What is expected
Identify each line holding the string "index" and copy it.

○ ○ ○ ○ ○ ○ ○

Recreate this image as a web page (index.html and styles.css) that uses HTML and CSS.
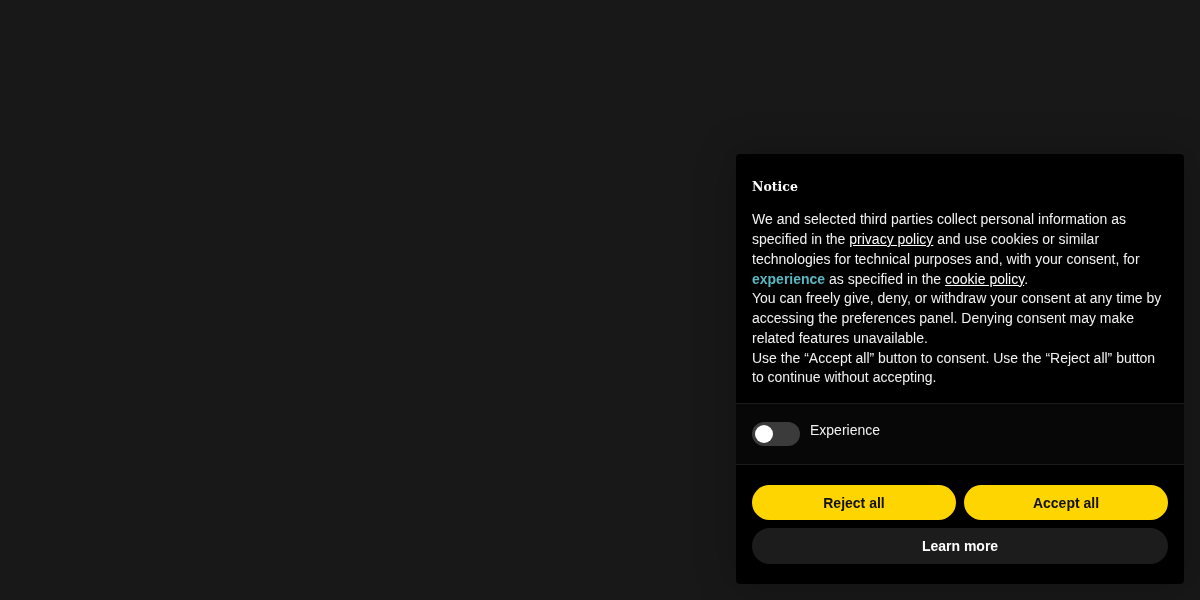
FILE: index.html
```html
<!DOCTYPE html>
<html lang="en">
<head>
  <meta charset="UTF-8" />
  <meta name="viewport" content="width=device-width, initial-scale=1.0">
  <title>Notice</title>
  <link rel="stylesheet" href="styles.css">
</head>
<body>
  <div class="banner">
    <div class="banner-body">
      <h2>Notice</h2>
      <p>
        We and selected third parties collect personal information as specified in the <a href="#">privacy policy</a> and use cookies or similar technologies for technical purposes and, with your consent, for <strong class="purpose">experience</strong> as specified in the <a href="#">cookie policy</a>.<br>
        You can freely give, deny, or withdraw your consent at any time by accessing the preferences panel. Denying consent may make related features unavailable.<br>
        Use the &ldquo;Accept all&rdquo; button to consent. Use the &ldquo;Reject all&rdquo; button to continue without accepting.
      </p>
    </div>

    <div class="purposes">
      <label class="purpose-item">
        <span class="switch"><span class="knob"></span></span>
        <span>Experience</span>
      </label>
    </div>

    <div class="actions">
      <div class="row">
        <button type="button" class="btn primary">Reject all</button>
        <button type="button" class="btn primary">Accept all</button>
      </div>
      <button type="button" class="btn secondary">Learn more</button>
    </div>
  </div>
</body>
</html>
```

FILE: styles.css
```css
:root {
  --page-bg: #181818;
  --panel-bg: #000000;
  --divider: #1c1c1c;
  --yellow: #ffd500;
  --teal: #59b7c1;
}

* {
  margin: 0;
  padding: 0;
  box-sizing: border-box;
  font-family: 'Liberation Sans', Arial, sans-serif;
}

html,
body {
  height: 100%;
}

body {
  background-color: var(--page-bg);
  color: #fff;
  overflow: hidden;
}

.banner {
  position: fixed;
  right: 16px;
  bottom: 16px;
  width: 448px;
  background-color: var(--panel-bg);
  border-radius: 4px;
  box-shadow: 0 0 40px rgba(0, 0, 0, 0.25);
}

.banner-body {
  padding: 25px 16px 15px;
  border-bottom: 1px solid var(--divider);
}

h2 {
  font-family: 'DejaVu Serif', 'Liberation Serif', serif;
  font-size: 12.5px;
  line-height: 16px;
  font-weight: 700;
  margin-bottom: 15px;
}

p {
  font-size: 14px;
  line-height: 19.75px;
  color: #f2f2f2;
}

p a {
  color: #fff;
  text-decoration: underline;
}

.purpose {
  color: var(--teal);
  font-weight: 700;
}

.purposes {
  padding: 18px 16px;
  background-color: #070707;
  border-bottom: 1px solid var(--divider);
}

.purpose-item {
  display: flex;
  align-items: flex-start;
  gap: 10px;
  font-size: 14px;
  line-height: 16px;
  color: #f2f2f2;
}

.switch {
  width: 48px;
  height: 24px;
  border-radius: 12px;
  background-color: #3b3b3b;
  padding: 3px;
  display: flex;
  flex-shrink: 0;
}

.knob {
  width: 18px;
  height: 18px;
  border-radius: 50%;
  background-color: #fff;
}

.actions {
  padding: 20px 16px;
  display: flex;
  flex-direction: column;
  gap: 8px;
}

.row {
  display: flex;
  gap: 8px;
}

.row .btn {
  flex: 1;
}

.btn {
  height: 36px;
  border: none;
  border-radius: 18px;
  font-size: 14px;
  font-weight: 700;
  cursor: pointer;
}

.primary {
  height: 35px;
  background-color: var(--yellow);
  color: #111;
}

.secondary {
  background-color: #1c1c1c;
  color: #fff;
}
```
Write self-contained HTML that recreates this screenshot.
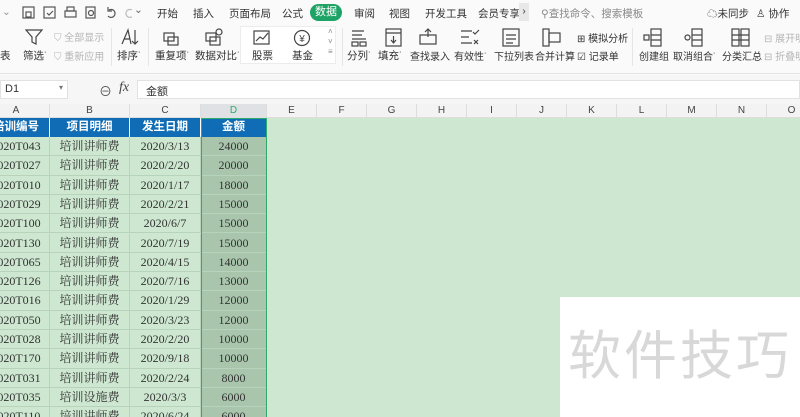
<!DOCTYPE html>
<html style="overflow:hidden;height:417px"><head><meta charset="utf-8"><style>
*{margin:0;padding:0;box-sizing:border-box}
html,body{width:800px;height:417px;overflow:hidden}
body{background:#fff;font-family:"Liberation Sans","Noto Sans CJK SC",sans-serif;color:#333}
#root{position:relative;width:800px;height:417px;overflow:hidden}
.a{position:absolute;white-space:nowrap}
.t{font-size:10.5px;color:#333}
.g{color:#b5b5b5}
.ic{position:absolute}
.ic svg{display:block}
.cell{position:absolute;font-size:12px;text-align:center;font-family:"Liberation Serif","Noto Serif CJK SC",serif;color:#333}
</style></head><body><div id="root">
<div class="a" style="left:0;top:0;width:800px;height:75px;background:#fafafa"></div>
<div class="a" style="left:0;top:73px;width:800px;height:1px;background:#e4e4e4"></div>
<div class="a t" style="left:2px;top:6px;color:#999">⌄</div>
<div class="ic" style="left:22px;top:6px"><svg width="110" height="14" fill="none" stroke="#555" stroke-width="1.2"><rect x="1" y="1" width="11" height="11"/><rect x="4" y="6" width="5" height="5"/><rect x="22" y="1" width="11" height="11"/><path d="M25 7l2 2 4-4"/><rect x="43" y="5" width="11" height="6"/><rect x="45" y="1" width="7" height="4"/><rect x="64" y="1" width="9" height="11"/><circle cx="69" cy="7" r="2.5"/><path d="M87 4a4 4 0 1 1-1 6M86 1v4h4"/><path stroke="#bbb" d="M110 4a4 4 0 1 0 1 6"/></svg></div>
<div class="a t" style="left:134px;top:4px;color:#666">⌄</div>
<div class="a t" style="left:157px;top:6px">开始</div>
<div class="a t" style="left:193px;top:6px">插入</div>
<div class="a t" style="left:229px;top:6px">页面布局</div>
<div class="a t" style="left:282px;top:6px">公式</div>
<div class="a" style="left:310px;top:4px;width:32px;height:17px;border-radius:9px;background:#1ea366;color:#fff;font-size:11px;text-align:center;line-height:17px">数据</div>
<div class="a t" style="left:354px;top:6px">审阅</div>
<div class="a t" style="left:389px;top:6px">视图</div>
<div class="a t" style="left:425px;top:6px">开发工具</div>
<div class="a t" style="left:478px;top:6px">会员专享</div>
<div class="a" style="left:519px;top:3px;width:10px;height:18px;background:#e8e8e8;font-size:10px;text-align:center;line-height:18px">›</div>
<div class="a t" style="left:541px;top:6px;color:#888">⚲查找命令、搜索模板</div>
<div class="a t" style="left:707px;top:6px">☁未同步</div>
<div class="a t" style="left:756px;top:6px">♙ 协作</div>
<div class="a t" style="left:0;top:48px">表</div>
<div class="ic" style="left:25px;top:28px"><svg width="18" height="18" fill="none" stroke="#444" stroke-width="1.2"><path d="M1 2h16l-6 7v7l-4-2V9z"/></svg></div>
<div class="a t" style="left:23px;top:48px">筛选˙</div>
<div class="a t g" style="left:54px;top:29px;font-size:10px">⛉ 全部显示</div>
<div class="a t g" style="left:54px;top:48px;font-size:10px">⛉ 重新应用</div>
<div class="a" style="left:111px;top:28px;width:1px;height:38px;background:#e5e5e5"></div>
<div class="ic" style="left:120px;top:28px"><svg width="20" height="18" fill="none" stroke="#444" stroke-width="1.2"><path d="M2 16L8 2l3 14M4 11h6M15 2v14M12 13l3 3 3-3"/></svg></div>
<div class="a t" style="left:117px;top:48px">排序˙</div>
<div class="a" style="left:148px;top:28px;width:1px;height:38px;background:#e5e5e5"></div>
<div class="ic" style="left:162px;top:28px"><svg width="20" height="18" fill="none" stroke="#444" stroke-width="1.2"><rect x="2" y="5" width="10" height="8"/><rect x="6" y="9" width="10" height="8"/></svg></div>
<div class="a t" style="left:155px;top:48px">重复项˙</div>
<div class="ic" style="left:204px;top:28px"><svg width="20" height="18" fill="none" stroke="#444" stroke-width="1.2"><rect x="2" y="5" width="10" height="8"/><rect x="6" y="9" width="10" height="8"/><circle cx="15" cy="4" r="3"/></svg></div>
<div class="a t" style="left:195px;top:48px">数据对比˙</div>
<div class="a" style="left:240px;top:26px;width:96px;height:38px;border:1px solid #ececec;background:#fff"></div>
<div class="ic" style="left:253px;top:30px"><svg width="18" height="16" fill="none" stroke="#444" stroke-width="1.2"><rect x="1" y="1" width="15" height="13"/><path d="M3 11l4-4 3 2 5-6"/></svg></div>
<div class="a t" style="left:252px;top:48px">股票</div>
<div class="ic" style="left:293px;top:29px"><svg width="18" height="18" fill="none" stroke="#444" stroke-width="1.2"><circle cx="9" cy="9" r="7.5"/><text x="9" y="13" font-size="10" text-anchor="middle" fill="#444" stroke="none">¥</text></svg></div>
<div class="a t" style="left:292px;top:48px">基金</div>
<div class="a" style="left:328px;top:27px;font-size:8px;color:#888;line-height:10px">˄<br>˅<br>≡</div>
<div class="a" style="left:342px;top:28px;width:1px;height:38px;background:#e5e5e5"></div>
<div class="ic" style="left:350px;top:29px"><svg width="20" height="18" fill="none" stroke="#444" stroke-width="1.2"><path d="M2 2h12M2 6h10M2 10h14"/><rect x="2" y="13" width="6" height="4"/><rect x="10" y="13" width="6" height="4"/></svg></div>
<div class="a t" style="left:347px;top:48px">分列˙</div>
<div class="ic" style="left:384px;top:28px"><svg width="20" height="20" fill="none" stroke="#444" stroke-width="1.2"><rect x="2" y="1" width="15" height="17"/><path d="M2 5h15M9.5 8v7M7 12l2.5 3 2.5-3"/></svg></div>
<div class="a t" style="left:378px;top:48px">填充˙</div>
<div class="ic" style="left:418px;top:28px"><svg width="20" height="18" fill="none" stroke="#444" stroke-width="1.2"><rect x="2" y="7" width="16" height="9"/><path d="M10 1v8M7 4l3-3 3 3"/></svg></div>
<div class="a t" style="left:410px;top:48px;font-size:10px">查找录入</div>
<div class="ic" style="left:460px;top:29px"><svg width="20" height="18" fill="none" stroke="#444" stroke-width="1.2"><path d="M1 2h11M1 8h8M1 14h11M13 3l2 2 4-4M14 11l4 4M18 11l-4 4"/></svg></div>
<div class="a t" style="left:454px;top:48px;font-size:10px">有效性˙</div>
<div class="ic" style="left:502px;top:28px"><svg width="18" height="20" fill="none" stroke="#444" stroke-width="1.2"><rect x="1" y="1" width="16" height="17"/><path d="M4 7h10M4 11h10M4 15h7"/></svg></div>
<div class="a t" style="left:494px;top:48px;font-size:10px">下拉列表</div>
<div class="ic" style="left:542px;top:28px"><svg width="20" height="20" fill="none" stroke="#444" stroke-width="1.2"><rect x="1" y="1" width="6" height="17"/><rect x="7" y="5" width="11" height="9"/></svg></div>
<div class="a t" style="left:535px;top:48px;font-size:10px">合并计算</div>
<div class="a t" style="left:577px;top:30px;font-size:10px">⊞ 模拟分析</div>
<div class="a t" style="left:577px;top:48px;font-size:10px">☑ 记录单</div>
<div class="a" style="left:632px;top:28px;width:1px;height:38px;background:#e5e5e5"></div>
<div class="ic" style="left:643px;top:28px"><svg width="20" height="20" fill="none" stroke="#444" stroke-width="1.2"><rect x="1" y="7" width="5" height="5"/><rect x="8" y="1" width="10" height="17"/><path d="M8 7h10M8 12h10"/></svg></div>
<div class="a t" style="left:639px;top:48px;font-size:10px">创建组</div>
<div class="ic" style="left:684px;top:28px"><svg width="20" height="20" fill="none" stroke="#444" stroke-width="1.2"><circle cx="3.5" cy="9.5" r="2.5"/><rect x="8" y="1" width="10" height="17"/><path d="M8 7h10M8 12h10"/></svg></div>
<div class="a t" style="left:673px;top:48px;font-size:10px">取消组合˙</div>
<div class="ic" style="left:731px;top:28px"><svg width="20" height="20" fill="none" stroke="#444" stroke-width="1.2"><rect x="1" y="1" width="7" height="17"/><rect x="10" y="1" width="8" height="17"/><path d="M1 7h17M1 12h17"/></svg></div>
<div class="a t" style="left:722px;top:48px;font-size:10px">分类汇总</div>
<div class="a t g" style="left:764px;top:30px;font-size:10px">⊟ 展开明</div>
<div class="a t g" style="left:764px;top:48px;font-size:10px">⊟ 折叠明</div>
<div class="a" style="left:0;top:75px;width:800px;height:29px;background:#f6f6f6"></div>
<div class="a" style="left:0;top:80px;width:68px;height:19px;background:#fff;border:1px solid #e2e2e2;font-size:11px;padding:2px 4px">D1<span style="position:absolute;right:4px;top:2px;color:#777;font-size:8px">▾</span></div>
<div class="a" style="left:99px;top:81px;font-size:13px;color:#555">⊖</div>
<div class="a" style="left:119px;top:80px;font-size:14px;font-style:italic;font-family:'Liberation Serif',serif;color:#444">fx</div>
<div class="a" style="left:137px;top:80px;width:663px;height:19px;background:#fff;border:1px solid #e2e2e2;font-size:11px;padding:2px 8px">金额</div>
<div class="a" style="left:0;top:104px;width:800px;height:14px;background:#f3f3f3;border-bottom:1px solid #ddd"></div>
<div class="a" style="left:201px;top:104px;width:66px;height:14px;background:#dfe1e4"></div>
<div id="ch"></div>
<div class="a" style="left:0;top:118px;width:800px;height:299px;background:#cde7d0"></div>
<div class="a" style="left:0;top:118px;width:267px;height:19px;background:#0f6cb5"></div>
<div class="a" style="left:202px;top:137px;width:64px;height:280px;background:#a9c6ad"></div>
<div id="g"></div>
<div class="a" style="left:201px;top:118px;width:66px;height:310px;border:1px solid #2eaa6b"></div>
<div class="a" style="left:560px;top:297px;width:240px;height:120px;background:#fff"></div>
<div class="a" style="left:568px;top:322px;font-size:53px;color:#d8d8d8;letter-spacing:3px;font-family:'Noto Sans CJK SC',sans-serif;line-height:60px">软件技巧</div>
</div>
<script>
var ch=document.getElementById('ch'),g=document.getElementById('g'),h='';
var cols=[['A',-17,50],['B',50,130],['C',130,201],['D',201,267],['E',267,317],['F',317,367],['G',367,417],['H',417,467],['I',467,517],['J',517,567],['K',567,617],['L',617,667],['M',667,717],['N',717,767],['O',767,817]];
cols.forEach(function(c){h+='<div class="a" style="left:'+c[1]+'px;top:104px;width:'+(c[2]-c[1])+'px;height:14px;font-size:10px;text-align:center;line-height:14px;color:'+(c[0]=='D'?'#2eaa6b':'#444')+';border-right:1px solid #ddd">'+c[0]+'</div>';});
ch.innerHTML=h;h='';
var hd=[['培训编号',-17,50],['项目明细',50,130],['发生日期',130,201],['金额',201,267]];
hd.forEach(function(c){h+='<div class="a" style="left:'+c[1]+'px;top:118px;width:'+(c[2]-c[1])+'px;height:19px;line-height:19px;text-align:center;color:#fff;font-size:11.5px;font-weight:bold;border-right:1px solid #fff">'+c[0]+'</div>';});
var d=[['043','3/13','24000'],['027','2/20','20000'],['010','1/17','18000'],['029','2/21','15000'],['100','6/7','15000'],['130','7/19','15000'],['065','4/15','14000'],['126','7/16','13000'],['016','1/29','12000'],['050','3/23','12000'],['028','2/20','10000'],['170','9/18','10000'],['031','2/24','8000'],['035','3/3','6000'],['110','6/24','6000']];
d.forEach(function(r,i){var y=137+i*19.3;var it=i==13?'培训设施费':'培训讲师费';
[['2020T'+r[0],-17,50],[it,50,130],['2020/'+r[1],130,201],[r[2],201,267]].forEach(function(c){h+='<div class="cell" style="left:'+c[1]+'px;top:'+y+'px;width:'+(c[2]-c[1])+'px;height:19.3px;line-height:19px;border-right:1px solid #b8d3bb;border-bottom:1px solid #b8d3bb">'+c[0]+'</div>';});});
g.innerHTML=h;
</script>
</body></html>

○ ○ ○ ○ ○ ○ ○

Answer
Recreate this image as a web page (index.html and styles.css) that uses HTML and CSS.
FILE: index.html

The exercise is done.